In an interview with the Frankfurter Allgemeine Zeitung, Mr Kohl said there were 'several good signs' suggesting that 'we would come out of the decline' in 1994.

Pointing to the recovery in the US and other economies and to the optimistic mood on the German stock market, he claimed there was a 'good chance' that the German inflation rate will sink sharply below 4 per cent.

However, this improvement in the economic fundamentals would take time to work its way through to the job market in Germany, and therefore the battle against unemployment and for job creation was crucial.

Chancellor Kohl described 1993 as a particularly difficult year for Germany.

'The recession mercilessly laid bare structural weaknesses. As an exporting country we have become too expensive through high wage levels,' he said.

But he added that economic difficulties could not be attributed solely to high wages. Germany had lost ground in opening new markets and in transforming research results into new products.

By helping to achieve a world trade agreement in 1993, the German government had made a significant contribution to securing the country's future prosperity.

'The General Agreement on Tariffs and Trade accord will give Germany up to 50 billion marks ( pounds 19bn) a year in increased standard of living,' he said.

Housing construction had also improved.

'In west Germany the construction of 400,000 new flats in 1993 exceeded the former peak set in 1977. In east Germany the number of building permits doubled in 1993 over 1992,' he said.

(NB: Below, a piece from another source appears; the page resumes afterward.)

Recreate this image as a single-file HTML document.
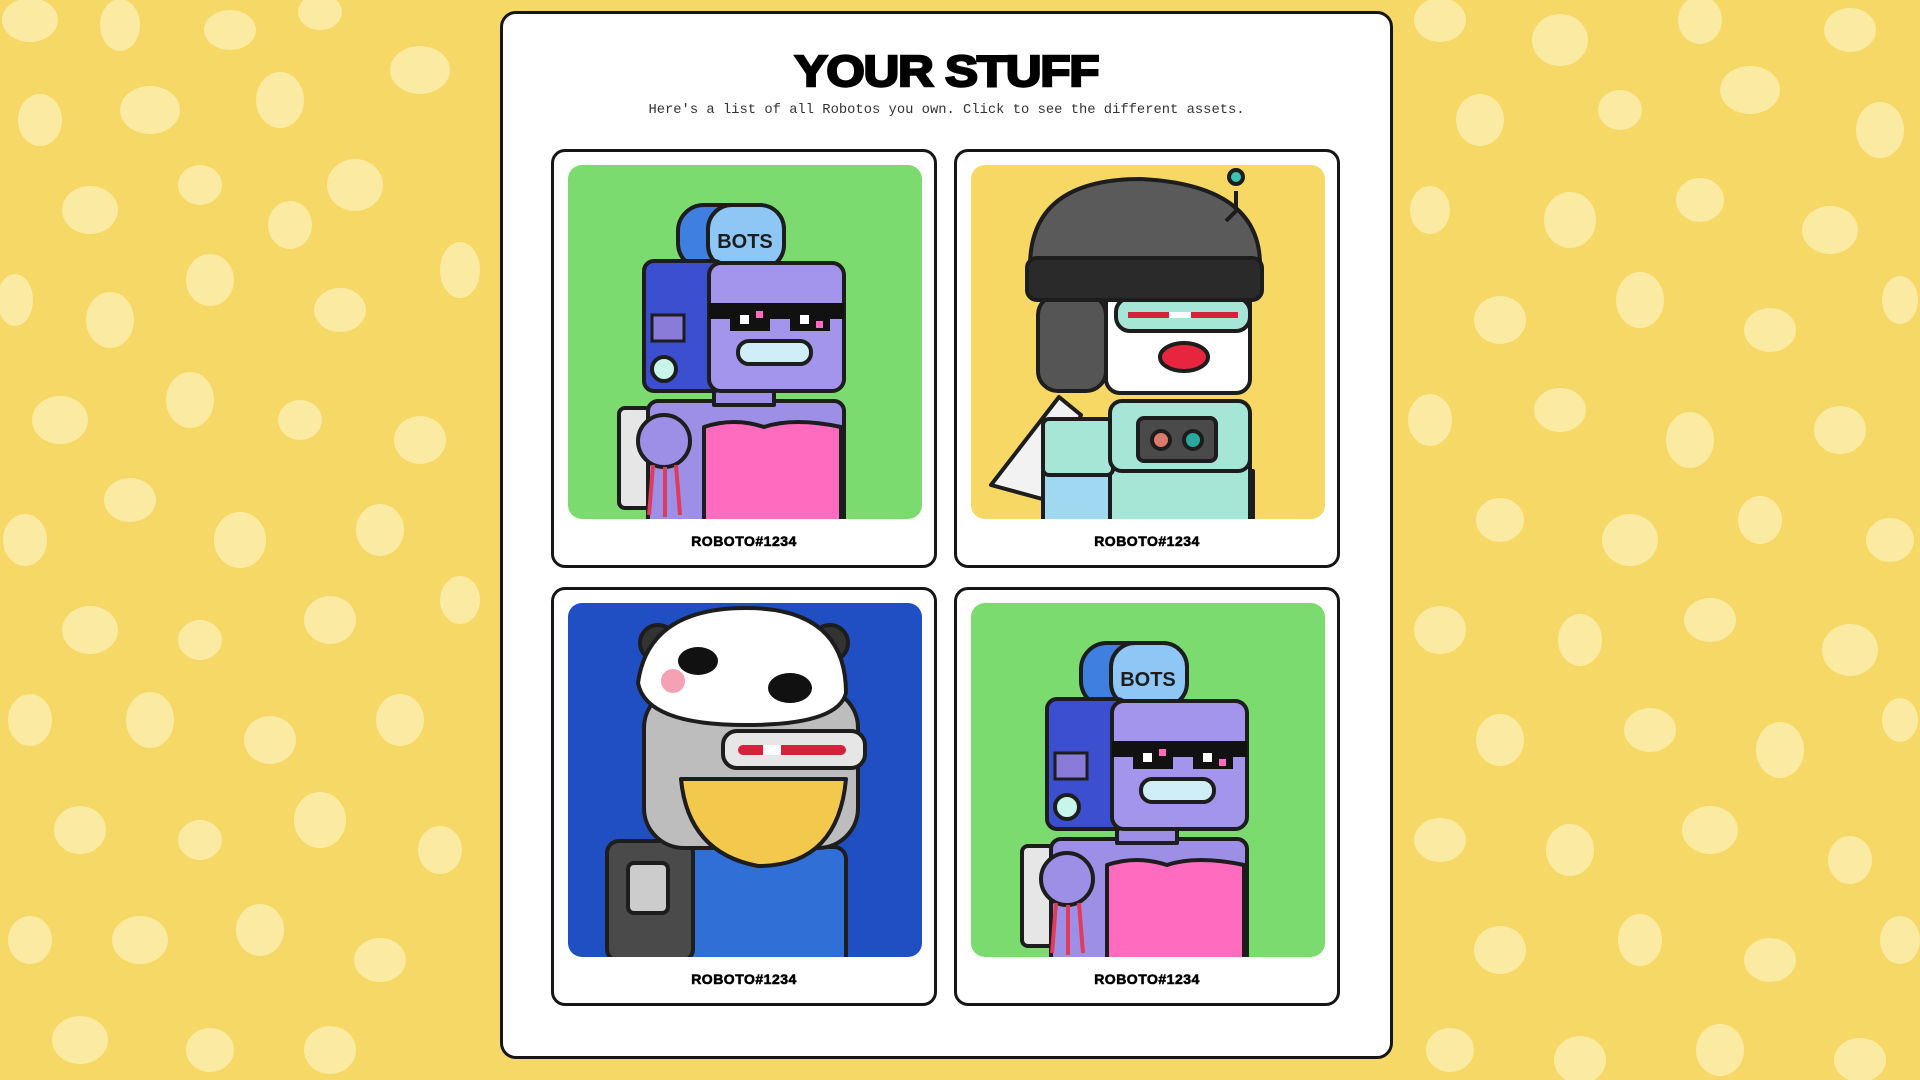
<!DOCTYPE html>
<html><head><meta charset="utf-8"><style>
html,body{margin:0;width:1920px;height:1080px;overflow:hidden;background:#f6d866;}
#bg{position:absolute;left:0;top:0}
.panel{position:absolute;left:500px;top:11px;width:887px;height:1042px;background:#fff;border:3px solid #161616;border-radius:16px;}
h1{position:absolute;left:0;width:100%;top:33px;margin:0;text-align:center;font:900 44px "Liberation Sans",sans-serif;letter-spacing:-1px;-webkit-text-stroke:2.4px #000;color:#000;transform:scaleX(1.12);}
.sub{position:absolute;left:0;width:100%;top:89px;text-align:center;font:13.8px "Liberation Mono",monospace;color:#333;}
.card{position:absolute;width:386px;height:419px;border:3px solid #161616;border-radius:14px;background:#fff;box-sizing:border-box;}
.card svg{position:absolute;left:14px;top:13px;border-radius:14px;}
.lbl{position:absolute;left:0;width:100%;top:381px;text-align:center;font:900 14px "Liberation Sans",sans-serif;letter-spacing:.5px;-webkit-text-stroke:.6px #000;}
</style></head><body>
<svg id="bg" width="1920" height="1080"><g fill="#fbeaa2">
<ellipse cx="30" cy="20" rx="28" ry="22"/><ellipse cx="120" cy="25" rx="20" ry="26"/><ellipse cx="230" cy="30" rx="26" ry="20"/><ellipse cx="320" cy="12" rx="22" ry="18"/>
<ellipse cx="40" cy="120" rx="22" ry="26"/><ellipse cx="150" cy="110" rx="30" ry="24"/><ellipse cx="280" cy="100" rx="24" ry="28"/><ellipse cx="420" cy="70" rx="30" ry="24"/>
<ellipse cx="90" cy="210" rx="28" ry="24"/><ellipse cx="200" cy="185" rx="22" ry="20"/><ellipse cx="355" cy="185" rx="28" ry="26"/><ellipse cx="290" cy="225" rx="22" ry="24"/>
<ellipse cx="15" cy="300" rx="18" ry="26"/><ellipse cx="110" cy="320" rx="24" ry="28"/><ellipse cx="210" cy="280" rx="24" ry="26"/><ellipse cx="340" cy="310" rx="26" ry="22"/><ellipse cx="460" cy="270" rx="20" ry="28"/>
<ellipse cx="60" cy="420" rx="28" ry="24"/><ellipse cx="190" cy="400" rx="24" ry="28"/><ellipse cx="300" cy="420" rx="22" ry="20"/><ellipse cx="420" cy="440" rx="26" ry="24"/>
<ellipse cx="130" cy="500" rx="26" ry="22"/><ellipse cx="25" cy="540" rx="22" ry="26"/><ellipse cx="240" cy="540" rx="26" ry="28"/><ellipse cx="380" cy="530" rx="24" ry="26"/>
<ellipse cx="90" cy="630" rx="28" ry="24"/><ellipse cx="200" cy="640" rx="22" ry="20"/><ellipse cx="330" cy="620" rx="26" ry="24"/><ellipse cx="460" cy="600" rx="20" ry="24"/>
<ellipse cx="30" cy="720" rx="22" ry="26"/><ellipse cx="150" cy="720" rx="24" ry="28"/><ellipse cx="270" cy="740" rx="26" ry="24"/><ellipse cx="400" cy="720" rx="24" ry="26"/>
<ellipse cx="80" cy="830" rx="26" ry="24"/><ellipse cx="200" cy="840" rx="22" ry="20"/><ellipse cx="320" cy="820" rx="26" ry="28"/><ellipse cx="440" cy="850" rx="22" ry="24"/>
<ellipse cx="30" cy="940" rx="22" ry="24"/><ellipse cx="140" cy="940" rx="28" ry="24"/><ellipse cx="260" cy="930" rx="24" ry="26"/><ellipse cx="380" cy="960" rx="26" ry="22"/>
<ellipse cx="80" cy="1040" rx="28" ry="24"/><ellipse cx="210" cy="1050" rx="24" ry="22"/><ellipse cx="330" cy="1050" rx="26" ry="24"/>
<ellipse cx="1440" cy="20" rx="26" ry="22"/><ellipse cx="1560" cy="40" rx="28" ry="26"/><ellipse cx="1700" cy="20" rx="22" ry="24"/><ellipse cx="1850" cy="30" rx="26" ry="22"/>
<ellipse cx="1480" cy="120" rx="24" ry="26"/><ellipse cx="1620" cy="110" rx="22" ry="20"/><ellipse cx="1750" cy="90" rx="30" ry="24"/><ellipse cx="1880" cy="130" rx="24" ry="28"/>
<ellipse cx="1430" cy="210" rx="20" ry="24"/><ellipse cx="1570" cy="220" rx="26" ry="28"/><ellipse cx="1700" cy="200" rx="24" ry="22"/><ellipse cx="1830" cy="230" rx="28" ry="24"/>
<ellipse cx="1500" cy="320" rx="26" ry="24"/><ellipse cx="1640" cy="300" rx="24" ry="28"/><ellipse cx="1770" cy="330" rx="26" ry="22"/><ellipse cx="1900" cy="300" rx="18" ry="24"/>
<ellipse cx="1430" cy="420" rx="22" ry="26"/><ellipse cx="1560" cy="410" rx="26" ry="22"/><ellipse cx="1690" cy="440" rx="24" ry="28"/><ellipse cx="1840" cy="430" rx="26" ry="24"/>
<ellipse cx="1500" cy="520" rx="24" ry="22"/><ellipse cx="1630" cy="540" rx="28" ry="26"/><ellipse cx="1760" cy="520" rx="22" ry="24"/><ellipse cx="1890" cy="540" rx="24" ry="22"/>
<ellipse cx="1440" cy="630" rx="26" ry="24"/><ellipse cx="1580" cy="640" rx="22" ry="26"/><ellipse cx="1710" cy="620" rx="26" ry="22"/><ellipse cx="1850" cy="650" rx="28" ry="26"/>
<ellipse cx="1500" cy="740" rx="24" ry="26"/><ellipse cx="1650" cy="730" rx="26" ry="22"/><ellipse cx="1780" cy="750" rx="24" ry="28"/><ellipse cx="1900" cy="720" rx="18" ry="22"/>
<ellipse cx="1440" cy="840" rx="26" ry="22"/><ellipse cx="1570" cy="850" rx="24" ry="26"/><ellipse cx="1710" cy="830" rx="28" ry="24"/><ellipse cx="1850" cy="860" rx="22" ry="24"/>
<ellipse cx="1500" cy="950" rx="26" ry="24"/><ellipse cx="1640" cy="940" rx="22" ry="26"/><ellipse cx="1770" cy="960" rx="26" ry="22"/><ellipse cx="1900" cy="940" rx="20" ry="24"/>
<ellipse cx="1450" cy="1050" rx="24" ry="22"/><ellipse cx="1580" cy="1060" rx="26" ry="24"/><ellipse cx="1720" cy="1050" rx="24" ry="26"/><ellipse cx="1860" cy="1060" rx="26" ry="22"/>
</g></svg>
<div class="panel">
<h1>YOUR STUFF</h1>
<div class="sub">Here's a list of all Robotos you own. Click to see the different assets.</div>

<div class="card" style="left:48px;top:135px">
<svg width="354" height="354" viewBox="0 0 354 354"><rect width="354" height="354" fill="#7bdb6f"/>
<g stroke="#1d1d1d" stroke-width="4" stroke-linejoin="round">
<rect x="51" y="243" width="32" height="100" rx="6" fill="#e6e6e6"/>
<rect x="80" y="236" width="196" height="130" rx="10" fill="#9e8fe6"/>
<path d="M136 262 q30 -10 60 0 q30 -10 77 0 L273 360 L136 360Z" fill="#ff6bbf"/>
<rect x="146" y="220" width="60" height="20" fill="#9e8fe6"/>
<rect x="110" y="40" width="106" height="64" rx="26" fill="#3f7fe0"/>
<rect x="140" y="40" width="76" height="64" rx="24" fill="#8ec6f5"/>
<rect x="76" y="96" width="80" height="130" rx="10" fill="#3b4fd0"/>
<rect x="141" y="98" width="135" height="128" rx="12" fill="#a394ec"/>
<rect x="170" y="176" width="73" height="23" rx="11" fill="#cfeef8"/>
<circle cx="96" cy="204" r="12" fill="#c8f5ea"/>
<circle cx="96" cy="276" r="26" fill="#9e8fe6"/>
<path d="M85 300 l-4 50 M97 302 v50 M108 300 l4 50" stroke="#e03a5c"/>
</g>
<text x="177" y="83" font-family="Liberation Sans" font-weight="bold" font-size="20" text-anchor="middle" fill="#1d1d1d">BOTS</text>
<rect x="141" y="138" width="135" height="16" fill="#111"/><rect x="162" y="150" width="40" height="16" fill="#111"/><rect x="222" y="150" width="40" height="16" fill="#111"/>
<rect x="172" y="150" width="9" height="9" fill="#fff"/><rect x="232" y="150" width="9" height="9" fill="#fff"/><rect x="188" y="146" width="7" height="7" fill="#ff6bbf"/><rect x="248" y="156" width="7" height="7" fill="#ff6bbf"/>
<rect x="84" y="150" width="32" height="26" fill="#8a7bd8" stroke="#1d1d1d" stroke-width="3"/>
</svg>
<div class="lbl">ROBOTO#1234</div></div>

<div class="card" style="left:451px;top:135px">
<svg width="354" height="354" viewBox="0 0 354 354"><rect width="354" height="354" fill="#f7d864"/>
<g stroke="#1d1d1d" stroke-width="4" stroke-linejoin="round">
<path d="M88 232 L20 320 L75 335 L110 250Z" fill="#f2f2f2"/>
<rect x="72" y="306" width="210" height="60" fill="#9fd8f0"/>
<rect x="139" y="280" width="140" height="80" fill="#a6e6d6"/>
<rect x="72" y="254" width="70" height="56" rx="6" fill="#a6e6d6"/>
<rect x="139" y="236" width="140" height="70" rx="12" fill="#a6e6d6"/>
<rect x="167" y="253" width="78" height="43" rx="6" fill="#4a4a4a"/>
<circle cx="190" cy="275" r="9" fill="#d97a6a"/><circle cx="222" cy="275" r="9" fill="#2aa89a"/>
<rect x="135" y="123" width="144" height="105" rx="14" fill="#fff"/>
<rect x="145" y="133" width="134" height="33" rx="14" fill="#a6e6d6"/>
<rect x="67" y="130" width="68" height="96" rx="20" fill="#555"/>
<path d="M59 100 Q60 14 170 14 Q289 20 289 100 Z" fill="#5a5a5a"/>
<rect x="56" y="93" width="235" height="42" rx="10" fill="#2a2a2a"/>
<path d="M255 56 l10 -10 v-20" fill="none"/><circle cx="265" cy="12" r="7" fill="#3cc2b0"/>
<ellipse cx="213" cy="192" rx="24" ry="14" fill="#e8253e"/>
</g>
<rect x="157" y="147" width="110" height="6" fill="#d7203a"/><rect x="198" y="147" width="22" height="6" fill="#fff"/>
</svg>
<div class="lbl">ROBOTO#1234</div></div>

<div class="card" style="left:48px;top:573px">
<svg width="354" height="354" viewBox="0 0 354 354"><rect width="354" height="354" fill="#1f4fc3"/>
<g stroke="#1d1d1d" stroke-width="4" stroke-linejoin="round">
<rect x="76" y="244" width="202" height="120" rx="12" fill="#2f6fd6"/>
<rect x="39" y="238" width="86" height="120" rx="12" fill="#4a4a4a"/>
<rect x="60" y="260" width="40" height="50" rx="6" fill="#ccc"/>
<rect x="76" y="85" width="214" height="160" rx="40" fill="#bdbdbd"/>
<path d="M113 176 L278 176 Q270 263 190 263 Q120 250 113 176Z" fill="#f2c94c"/>
<circle cx="90" cy="40" r="18" fill="#333"/><circle cx="262" cy="40" r="18" fill="#333"/>
<path d="M70 80 Q80 5 178 5 Q278 5 278 90 Q270 122 178 122 Q78 122 70 80Z" fill="#fff"/>
<rect x="155" y="128" width="142" height="37" rx="14" fill="#e6e6e6"/>
</g>
<ellipse cx="130" cy="58" rx="20" ry="14" fill="#111"/><ellipse cx="222" cy="85" rx="22" ry="15" fill="#111"/>
<circle cx="105" cy="78" r="12" fill="#f5a0b4"/>
<rect x="170" y="142" width="108" height="10" rx="5" fill="#d7203a"/><rect x="195" y="142" width="18" height="10" fill="#fff"/>
</svg>
<div class="lbl">ROBOTO#1234</div></div>

<div class="card" style="left:451px;top:573px">
<svg width="354" height="354" viewBox="0 0 354 354"><rect width="354" height="354" fill="#7bdb6f"/>
<g stroke="#1d1d1d" stroke-width="4" stroke-linejoin="round">
<rect x="51" y="243" width="32" height="100" rx="6" fill="#e6e6e6"/>
<rect x="80" y="236" width="196" height="130" rx="10" fill="#9e8fe6"/>
<path d="M136 262 q30 -10 60 0 q30 -10 77 0 L273 360 L136 360Z" fill="#ff6bbf"/>
<rect x="146" y="220" width="60" height="20" fill="#9e8fe6"/>
<rect x="110" y="40" width="106" height="64" rx="26" fill="#3f7fe0"/>
<rect x="140" y="40" width="76" height="64" rx="24" fill="#8ec6f5"/>
<rect x="76" y="96" width="80" height="130" rx="10" fill="#3b4fd0"/>
<rect x="141" y="98" width="135" height="128" rx="12" fill="#a394ec"/>
<rect x="170" y="176" width="73" height="23" rx="11" fill="#cfeef8"/>
<circle cx="96" cy="204" r="12" fill="#c8f5ea"/>
<circle cx="96" cy="276" r="26" fill="#9e8fe6"/>
<path d="M85 300 l-4 50 M97 302 v50 M108 300 l4 50" stroke="#e03a5c"/>
</g>
<text x="177" y="83" font-family="Liberation Sans" font-weight="bold" font-size="20" text-anchor="middle" fill="#1d1d1d">BOTS</text>
<rect x="141" y="138" width="135" height="16" fill="#111"/><rect x="162" y="150" width="40" height="16" fill="#111"/><rect x="222" y="150" width="40" height="16" fill="#111"/>
<rect x="172" y="150" width="9" height="9" fill="#fff"/><rect x="232" y="150" width="9" height="9" fill="#fff"/><rect x="188" y="146" width="7" height="7" fill="#ff6bbf"/><rect x="248" y="156" width="7" height="7" fill="#ff6bbf"/>
<rect x="84" y="150" width="32" height="26" fill="#8a7bd8" stroke="#1d1d1d" stroke-width="3"/>
</svg>
<div class="lbl">ROBOTO#1234</div></div>
</div>
</body></html>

He claimed it was important for all participants to respond to the challenge of the job market with openness and new ideas. As an example, Chancellor Kohl recommended part-time work.

Germany has the lowest percentage of part-time workers in Europe, he said. By raising that proportion to 34 per cent - the level at which it stands in the Netherlands - from the current 15 per cent, Germany could put up to 2 million more people to work.

Surveys in west German states showed that about 2 million full- time workers would be prepared to cut their hours.